New Statesman Scotland - Real Scots don't only wear plaid
Last week we made it at last to Bruce's Cave, which, if you didn't know it, is situated in a small cliff face in the grounds of Cove Caravan Park near Kirkpatrick Fleming. Though the signs leading you there are little grander than those that might guide you to a B&B, and though Bruce's Caves are as common as spiders throughout Scotland, for the purposes of my son's project on Robert the Bruce, near Annan will do. Bruce was, after all, a local boy who began his campaigns here. Why shouldn't we have his cave as well?
Like Bruce's Cave, Camelot has been more rooted in metaphor than in geography, the very vagueness of its site making it seem more important as an idea transcending time and place, like Eden. Of course, there have been claims that Camelot was also situated in the south-west, at the site of the Castle of Caerlaverock, five miles from Dumfries; and that the Welsh princess Guinevere walked the walls round the Mote of Mark on the Solway coast in the then Welsh-speaking south-west.

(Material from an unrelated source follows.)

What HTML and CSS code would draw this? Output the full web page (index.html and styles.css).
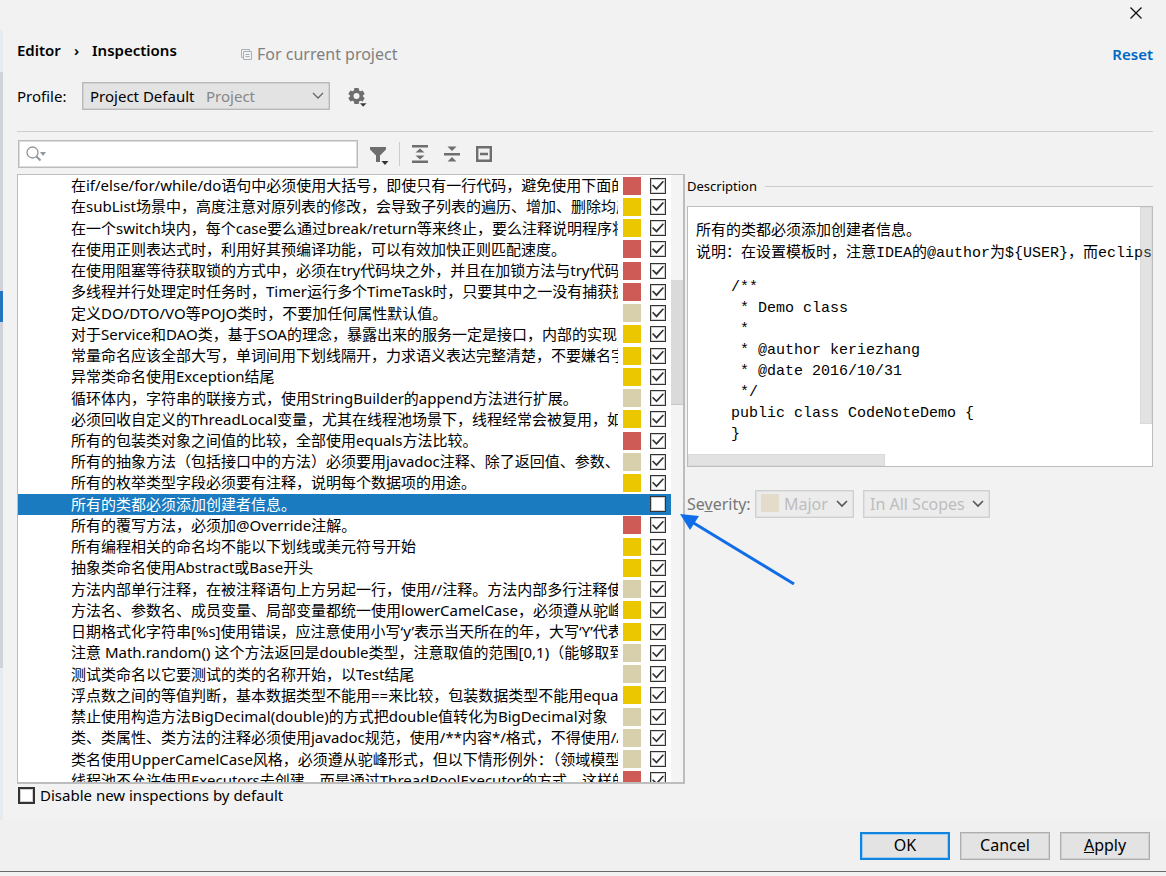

The idea of the search - for Bruce's Cave or for Camelot - is an ancient motif in narrative fiction. But what do we make of it when the search is for an entire country? In the days of pre-election Scotland, several metropolitan and central-belt commentators set out to find the "real Scotland" as if on an anthropological expedition. "Armed only with a notebook and a bus timetable", they headed north, for that, after all, is where the real Scotland lies. As for our part of the country, perhaps they were put off by Galloway's reputation for tranquillity - "It's a dreamland here," Harry Lauder once wrote - or perhaps by an older, darker Galloway: "There are as many elephants and crocodiles in Galloway as orderly persons," wrote Claverhouse, infamous persecutor of the Covenanters. Or, I wonder . . . Glancing through a copy of Dragonquest by the fantasy writer Anne McCaffrey recently I was discomfited to note how closely the frontispiece map of the Kingdom of Pern, with its "great fire-breathing dragons", resembles the south-west of Scotland. But surely that wouldn't dissuade such intrepid journos!
So they headed north. And what did they find, arriving in small towns close to darkness? Very few people, the occasional dog, a queue at a chip shop. A string of images easy enough to knot together to patronise an entire community. Or they beheld mountains, rivers, moors - pibroch on the wind's edge. And lo! The landscape was authentic, the small towns not.
But why was the process never reversed? Why did the islander, the highlander, the townie never get the opportunity to write about their Scotland? To arrive, say, in Glasgow as Edwin Muir once did and described subsequently in his Autobiography: an infernal vision compared to his childhood Eden of Orkney. And if, as Camus commented with reference to the Spanish, there is an ease of enjoyment that typifies all truly civilised peoples, what would a stranger discover about Scotland's "ease of enjoyment" arriving down Edinburgh's Lothian Road or Glasgow's Byre's Road at chucking-out time?
And why this assumption anyway that the real Scotland lies elsewhere? Could it be because all the juicy (if often sour) plums of Scottish history appear to lie outside the cities? They have intellectual ferment, mercantile success, to be sure; but no Siege of Edinburgh, no Treaty of Glasgow, to reverberate like the words Bannockburn, Flodden and Culloden . . .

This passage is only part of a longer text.